--- Begin ---

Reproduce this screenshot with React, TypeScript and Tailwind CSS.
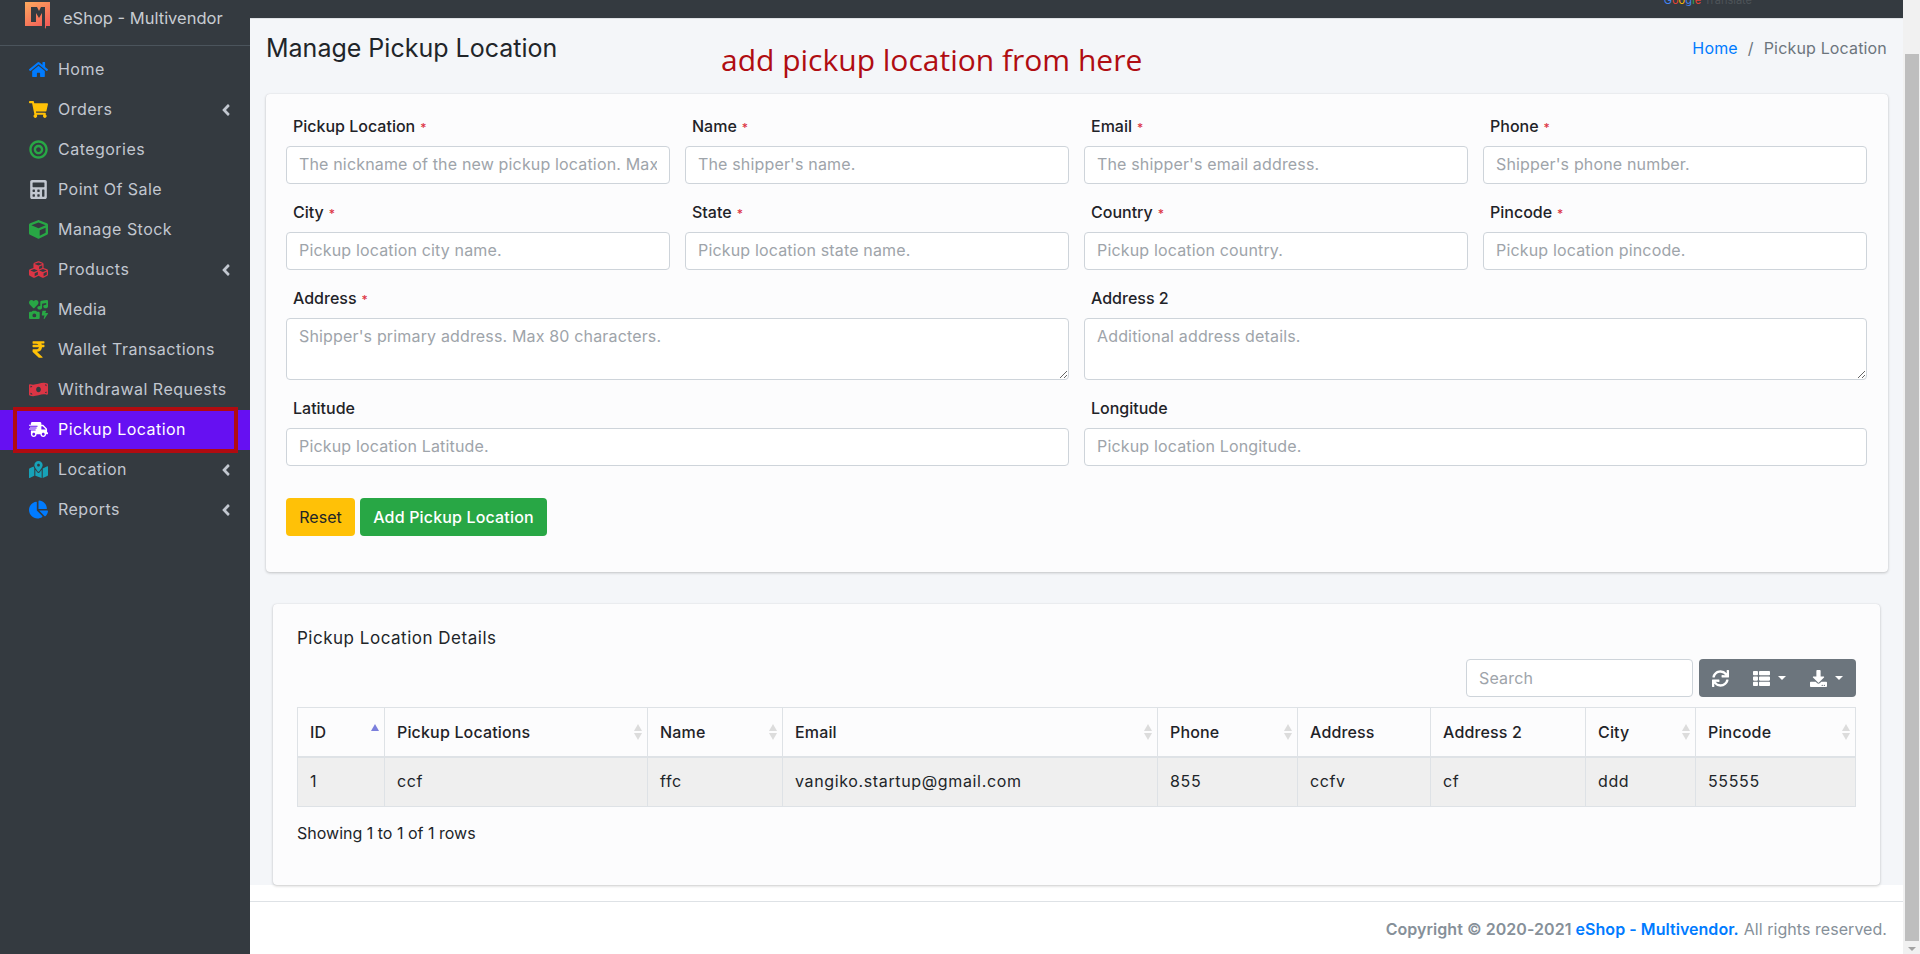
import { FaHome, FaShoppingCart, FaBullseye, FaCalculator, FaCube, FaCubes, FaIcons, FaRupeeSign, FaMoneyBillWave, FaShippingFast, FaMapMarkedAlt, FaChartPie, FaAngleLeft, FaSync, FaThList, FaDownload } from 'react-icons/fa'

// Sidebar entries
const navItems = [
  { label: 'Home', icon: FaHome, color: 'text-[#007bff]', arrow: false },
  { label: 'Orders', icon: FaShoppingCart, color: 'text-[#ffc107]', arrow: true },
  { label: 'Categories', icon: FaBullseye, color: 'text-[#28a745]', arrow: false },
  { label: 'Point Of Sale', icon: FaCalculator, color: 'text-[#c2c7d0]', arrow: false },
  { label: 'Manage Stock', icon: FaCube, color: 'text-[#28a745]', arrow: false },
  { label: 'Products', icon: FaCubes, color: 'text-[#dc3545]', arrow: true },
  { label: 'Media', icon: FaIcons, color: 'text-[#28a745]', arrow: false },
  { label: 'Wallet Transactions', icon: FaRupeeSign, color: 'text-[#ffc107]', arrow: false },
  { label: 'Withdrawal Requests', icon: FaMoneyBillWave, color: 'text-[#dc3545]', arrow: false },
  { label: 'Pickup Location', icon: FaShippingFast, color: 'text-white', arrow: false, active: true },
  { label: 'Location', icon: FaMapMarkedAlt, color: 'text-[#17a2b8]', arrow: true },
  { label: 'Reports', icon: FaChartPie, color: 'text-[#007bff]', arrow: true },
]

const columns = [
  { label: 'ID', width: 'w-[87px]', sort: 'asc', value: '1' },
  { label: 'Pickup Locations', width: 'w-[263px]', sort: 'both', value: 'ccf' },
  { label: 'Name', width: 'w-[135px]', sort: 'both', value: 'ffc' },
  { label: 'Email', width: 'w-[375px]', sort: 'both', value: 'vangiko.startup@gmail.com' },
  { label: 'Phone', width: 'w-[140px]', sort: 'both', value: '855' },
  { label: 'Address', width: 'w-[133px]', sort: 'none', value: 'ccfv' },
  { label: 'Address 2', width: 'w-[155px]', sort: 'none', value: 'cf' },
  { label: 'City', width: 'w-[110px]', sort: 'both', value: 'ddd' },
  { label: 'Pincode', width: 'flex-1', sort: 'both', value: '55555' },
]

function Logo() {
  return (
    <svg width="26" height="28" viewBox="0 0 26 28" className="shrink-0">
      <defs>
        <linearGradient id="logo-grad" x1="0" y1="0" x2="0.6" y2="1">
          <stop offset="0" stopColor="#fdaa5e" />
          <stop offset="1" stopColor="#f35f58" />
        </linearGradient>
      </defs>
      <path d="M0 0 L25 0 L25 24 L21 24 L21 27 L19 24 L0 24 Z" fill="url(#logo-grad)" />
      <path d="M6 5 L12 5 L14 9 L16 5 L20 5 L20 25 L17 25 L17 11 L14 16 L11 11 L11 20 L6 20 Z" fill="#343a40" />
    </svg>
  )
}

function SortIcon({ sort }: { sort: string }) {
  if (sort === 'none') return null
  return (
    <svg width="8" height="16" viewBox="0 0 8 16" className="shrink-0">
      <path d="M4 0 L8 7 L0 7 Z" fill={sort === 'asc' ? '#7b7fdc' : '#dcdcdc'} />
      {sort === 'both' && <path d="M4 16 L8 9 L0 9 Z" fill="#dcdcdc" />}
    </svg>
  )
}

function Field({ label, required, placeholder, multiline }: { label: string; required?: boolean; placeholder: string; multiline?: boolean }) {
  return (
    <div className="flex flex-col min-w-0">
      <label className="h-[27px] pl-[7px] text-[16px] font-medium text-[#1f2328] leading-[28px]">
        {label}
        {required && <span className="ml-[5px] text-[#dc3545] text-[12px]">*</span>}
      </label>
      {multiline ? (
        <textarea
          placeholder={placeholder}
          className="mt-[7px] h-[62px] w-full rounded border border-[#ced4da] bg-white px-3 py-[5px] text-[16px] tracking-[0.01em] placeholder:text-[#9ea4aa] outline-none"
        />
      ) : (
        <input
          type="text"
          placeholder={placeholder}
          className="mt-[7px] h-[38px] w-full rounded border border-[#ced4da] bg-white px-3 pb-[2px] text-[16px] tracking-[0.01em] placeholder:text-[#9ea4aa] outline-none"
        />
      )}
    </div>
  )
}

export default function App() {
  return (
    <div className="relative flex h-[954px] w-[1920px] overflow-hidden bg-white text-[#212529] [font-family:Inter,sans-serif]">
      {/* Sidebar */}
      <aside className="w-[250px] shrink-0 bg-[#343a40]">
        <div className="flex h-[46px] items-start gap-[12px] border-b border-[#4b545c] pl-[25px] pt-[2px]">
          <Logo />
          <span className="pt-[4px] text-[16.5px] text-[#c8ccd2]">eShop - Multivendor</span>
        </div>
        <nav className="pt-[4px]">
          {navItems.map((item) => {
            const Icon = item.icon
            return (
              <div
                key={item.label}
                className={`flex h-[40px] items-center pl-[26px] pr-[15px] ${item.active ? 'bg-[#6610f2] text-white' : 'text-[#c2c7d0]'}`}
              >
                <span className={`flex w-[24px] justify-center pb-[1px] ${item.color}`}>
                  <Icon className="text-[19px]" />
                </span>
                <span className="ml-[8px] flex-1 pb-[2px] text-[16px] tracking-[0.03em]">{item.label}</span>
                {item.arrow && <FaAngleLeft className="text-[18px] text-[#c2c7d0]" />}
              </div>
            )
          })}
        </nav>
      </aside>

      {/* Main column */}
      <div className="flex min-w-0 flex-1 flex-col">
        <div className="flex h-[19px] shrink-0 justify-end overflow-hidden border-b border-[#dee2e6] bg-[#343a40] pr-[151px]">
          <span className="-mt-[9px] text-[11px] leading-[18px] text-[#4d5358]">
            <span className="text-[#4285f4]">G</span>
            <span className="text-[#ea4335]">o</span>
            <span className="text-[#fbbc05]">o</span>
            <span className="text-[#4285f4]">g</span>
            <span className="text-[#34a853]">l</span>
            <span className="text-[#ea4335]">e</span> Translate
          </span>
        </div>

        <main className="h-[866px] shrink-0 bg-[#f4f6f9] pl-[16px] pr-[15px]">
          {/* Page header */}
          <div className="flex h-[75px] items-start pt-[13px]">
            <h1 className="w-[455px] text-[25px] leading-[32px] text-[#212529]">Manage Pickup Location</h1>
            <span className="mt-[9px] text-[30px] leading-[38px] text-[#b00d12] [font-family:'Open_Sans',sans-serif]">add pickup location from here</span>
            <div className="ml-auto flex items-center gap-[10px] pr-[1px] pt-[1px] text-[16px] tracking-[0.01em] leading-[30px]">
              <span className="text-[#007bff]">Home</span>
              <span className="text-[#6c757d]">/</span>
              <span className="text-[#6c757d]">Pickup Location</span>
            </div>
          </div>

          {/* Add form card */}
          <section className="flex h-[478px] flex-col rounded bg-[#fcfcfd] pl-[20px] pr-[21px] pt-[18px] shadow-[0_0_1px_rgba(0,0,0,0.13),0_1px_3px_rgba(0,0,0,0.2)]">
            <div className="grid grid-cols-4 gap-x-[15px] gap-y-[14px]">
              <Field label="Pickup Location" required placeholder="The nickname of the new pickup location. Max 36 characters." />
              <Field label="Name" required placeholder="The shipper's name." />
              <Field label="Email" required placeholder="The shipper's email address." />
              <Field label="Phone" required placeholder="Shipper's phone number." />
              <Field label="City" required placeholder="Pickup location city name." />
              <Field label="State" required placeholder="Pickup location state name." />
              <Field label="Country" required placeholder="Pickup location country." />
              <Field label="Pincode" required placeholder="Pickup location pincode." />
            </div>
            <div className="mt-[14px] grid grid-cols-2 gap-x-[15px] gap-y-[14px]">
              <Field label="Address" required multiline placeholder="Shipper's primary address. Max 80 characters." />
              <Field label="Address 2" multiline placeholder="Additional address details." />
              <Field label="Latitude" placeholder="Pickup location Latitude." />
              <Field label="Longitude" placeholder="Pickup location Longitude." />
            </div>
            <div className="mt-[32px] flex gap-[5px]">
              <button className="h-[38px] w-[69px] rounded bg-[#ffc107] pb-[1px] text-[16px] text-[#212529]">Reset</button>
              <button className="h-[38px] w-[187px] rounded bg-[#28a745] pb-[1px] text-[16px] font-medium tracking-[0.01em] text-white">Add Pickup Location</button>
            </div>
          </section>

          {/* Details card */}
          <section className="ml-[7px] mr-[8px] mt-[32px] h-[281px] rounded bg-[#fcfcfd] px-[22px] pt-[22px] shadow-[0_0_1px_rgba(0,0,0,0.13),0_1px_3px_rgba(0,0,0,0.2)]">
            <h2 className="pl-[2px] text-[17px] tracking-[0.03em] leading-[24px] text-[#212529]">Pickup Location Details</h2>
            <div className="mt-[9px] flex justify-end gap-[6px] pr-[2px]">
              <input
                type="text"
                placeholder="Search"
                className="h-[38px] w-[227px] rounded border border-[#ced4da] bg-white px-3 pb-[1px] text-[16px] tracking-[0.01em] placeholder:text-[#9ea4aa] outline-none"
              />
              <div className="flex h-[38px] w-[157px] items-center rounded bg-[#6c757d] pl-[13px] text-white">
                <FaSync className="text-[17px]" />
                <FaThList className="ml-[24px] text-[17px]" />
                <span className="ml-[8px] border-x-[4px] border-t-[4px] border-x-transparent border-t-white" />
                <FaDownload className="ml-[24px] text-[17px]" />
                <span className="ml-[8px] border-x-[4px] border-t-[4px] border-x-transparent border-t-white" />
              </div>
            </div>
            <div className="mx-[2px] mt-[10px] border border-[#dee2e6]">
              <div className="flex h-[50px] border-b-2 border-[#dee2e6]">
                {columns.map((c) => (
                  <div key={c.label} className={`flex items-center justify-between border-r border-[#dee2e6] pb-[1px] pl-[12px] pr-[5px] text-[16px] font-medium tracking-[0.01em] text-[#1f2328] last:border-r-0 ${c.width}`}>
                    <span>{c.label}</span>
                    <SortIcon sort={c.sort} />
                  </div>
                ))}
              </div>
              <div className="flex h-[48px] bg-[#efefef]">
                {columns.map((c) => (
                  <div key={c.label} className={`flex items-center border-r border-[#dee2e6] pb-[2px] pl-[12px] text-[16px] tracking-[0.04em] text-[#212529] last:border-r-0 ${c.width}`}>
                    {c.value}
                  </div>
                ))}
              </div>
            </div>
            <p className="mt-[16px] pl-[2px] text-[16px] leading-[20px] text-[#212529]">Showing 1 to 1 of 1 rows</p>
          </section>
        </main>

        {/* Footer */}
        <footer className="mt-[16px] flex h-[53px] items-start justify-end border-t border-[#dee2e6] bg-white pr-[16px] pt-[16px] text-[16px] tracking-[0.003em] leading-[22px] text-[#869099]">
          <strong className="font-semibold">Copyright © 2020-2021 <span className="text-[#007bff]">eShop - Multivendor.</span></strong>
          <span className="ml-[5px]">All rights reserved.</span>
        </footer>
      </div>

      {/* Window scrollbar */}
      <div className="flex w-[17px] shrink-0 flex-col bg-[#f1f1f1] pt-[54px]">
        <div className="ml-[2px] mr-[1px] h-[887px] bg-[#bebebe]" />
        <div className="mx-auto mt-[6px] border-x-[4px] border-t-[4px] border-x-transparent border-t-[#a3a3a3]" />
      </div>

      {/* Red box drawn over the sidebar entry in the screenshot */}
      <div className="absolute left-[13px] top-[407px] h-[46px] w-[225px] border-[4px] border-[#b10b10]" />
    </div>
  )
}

--- End ---

(Stated goal) From the first line above through the line containing "FaSync, FaThList, FaDownload", copy everything exactly, without the pictures.

(Result below)
Reproduce this screenshot with React, TypeScript and Tailwind CSS.
import { FaHome, FaShoppingCart, FaBullseye, FaCalculator, FaCube, FaCubes, FaIcons, FaRupeeSign, FaMoneyBillWave, FaShippingFast, FaMapMarkedAlt, FaChartPie, FaAngleLeft, FaSync, FaThList, FaDownload } from 'react-icons/fa'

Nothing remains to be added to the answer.